I added {service}-minor-patch groups across all 8 ecosystems (5 Node services + Frontend + Blog + Python). Two Docker image updates were excluded from groups due to potential security impact.

Auto-merge Workflow

YAML
# .github/workflows/dependabot-automerge.yml (key excerpt)
on:
  pull_request_target:
    types: [opened, synchronize, reopened, ready_for_review]

permissions:
  contents: write
  pull-requests: write

jobs:
  auto-merge:
    if: github.actor == 'dependabot[bot]'
    runs-on: ubuntu-latest
    steps:
      - name: Fetch Dependabot metadata
        id: metadata
        uses: dependabot/fetch-metadata@v2

      - name: Auto-merge patch and minor
        if: |
          steps.metadata.outputs.update-type == 'version-update:semver-patch' ||
          steps.metadata.outputs.update-type == 'version-update:semver-minor'
        run: gh pr merge --auto --squash "$PR_URL"
        env:
          PR_URL: ${{ github.event.pull_request.html_url }}
          GH_TOKEN: ${{ secrets.GITHUB_TOKEN }}

      - name: Skip major updates
        if: steps.metadata.outputs.update-type == 'version-update:semver-major'
        run: |
          echo "Major update detected — skipping auto-merge."
          exit 0

One important decision here: I chose pull_request_target instead of pull_request as the trigger. Dependabot PRs carry fork-like context and need pull_request_target to access secrets. To prevent code injection, I removed actions/checkout entirely — no step executing PR code means no injection path.

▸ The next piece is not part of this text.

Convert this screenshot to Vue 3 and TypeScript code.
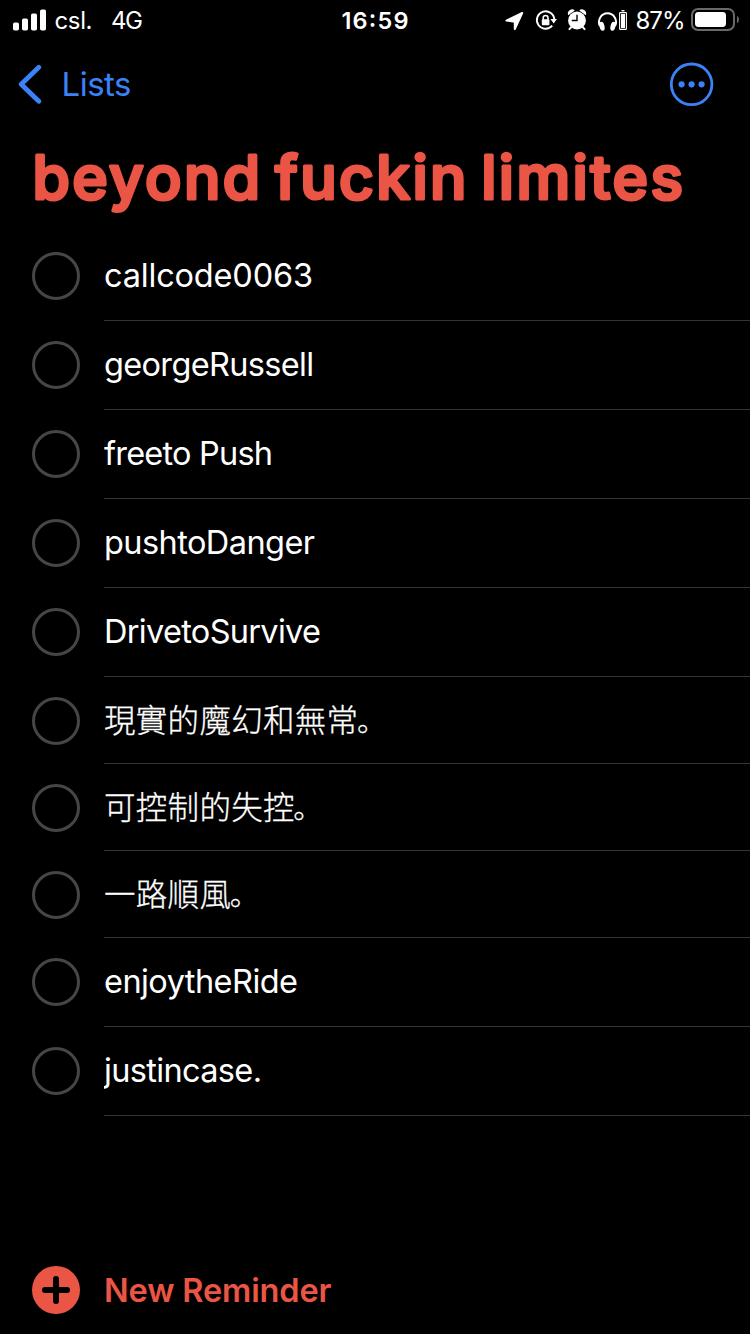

Three layers of defense: job-level if: github.actor == 'dependabot[bot]', step-level metadata type check, and complete removal of actions/checkout.

Repository Settings to Match

After creating the workflow, auto-merge still didn't work. The reason turned out to be repository settings.

GitHub's auto-merge requires two preconditions:

  1. Repository setting allow_auto_merge: true
  2. Branch Protection's required status checks must pass

Oracle applied the settings directly via the gh API.

# Repository settings (applied via gh api)
allow_auto_merge: true
delete_branch_on_merge: true

# main Branch Protection
strict: true
required_checks: ["Secret & Env Scan", "Detect Changed Services"]
allow_force_pushes: false
allow_deletions: false
required_conversation_resolution: true

Required checks were kept minimal for a reason. Jobs like quality-nestjs and test-node get skipped when no relevant services changed. Registering a skipped job as a required check means that PR can never merge when those jobs don't run. Only the always-running Secret & Env Scan and Detect Changed Services were registered.

Result: Dependabot pending PRs 30 → 2. 28 were reorganized into 7 group PRs and queued for auto-merge. An unexpected bonus: Dependabot detected the grouping, automatically closed the existing individual PRs, and recreated them as group PRs. No manual closing needed.

Sprint 102 PR #102 verification:

CheckResult
PR #102 full CI✅ 26 success / 10 skipped / 0 failure
Auto-merge workflow✅ 7/7 success (PR #104–#110)
Actual auto-merge confirmed✅ PR #104 (github-worker 3 updates) — app/github-actions merger verified
Branch Protection in effect✅ Direct push to main blocked, strict mode requires up-to-date base

Sprint 103–104 — Composite Action: Pilot to Rollout

The second problem was the repeated setup-node + cache + npm ci pattern. Three jobs — quality-nestjs, audit-npm, and test-node — each ran the same setup steps across a 5-service matrix.

I applied the Channel.io principle of "validate on the smallest service first, then expand" at the sprint level. Sprint 103: github-worker pilot only. Sprint 104: full rollout.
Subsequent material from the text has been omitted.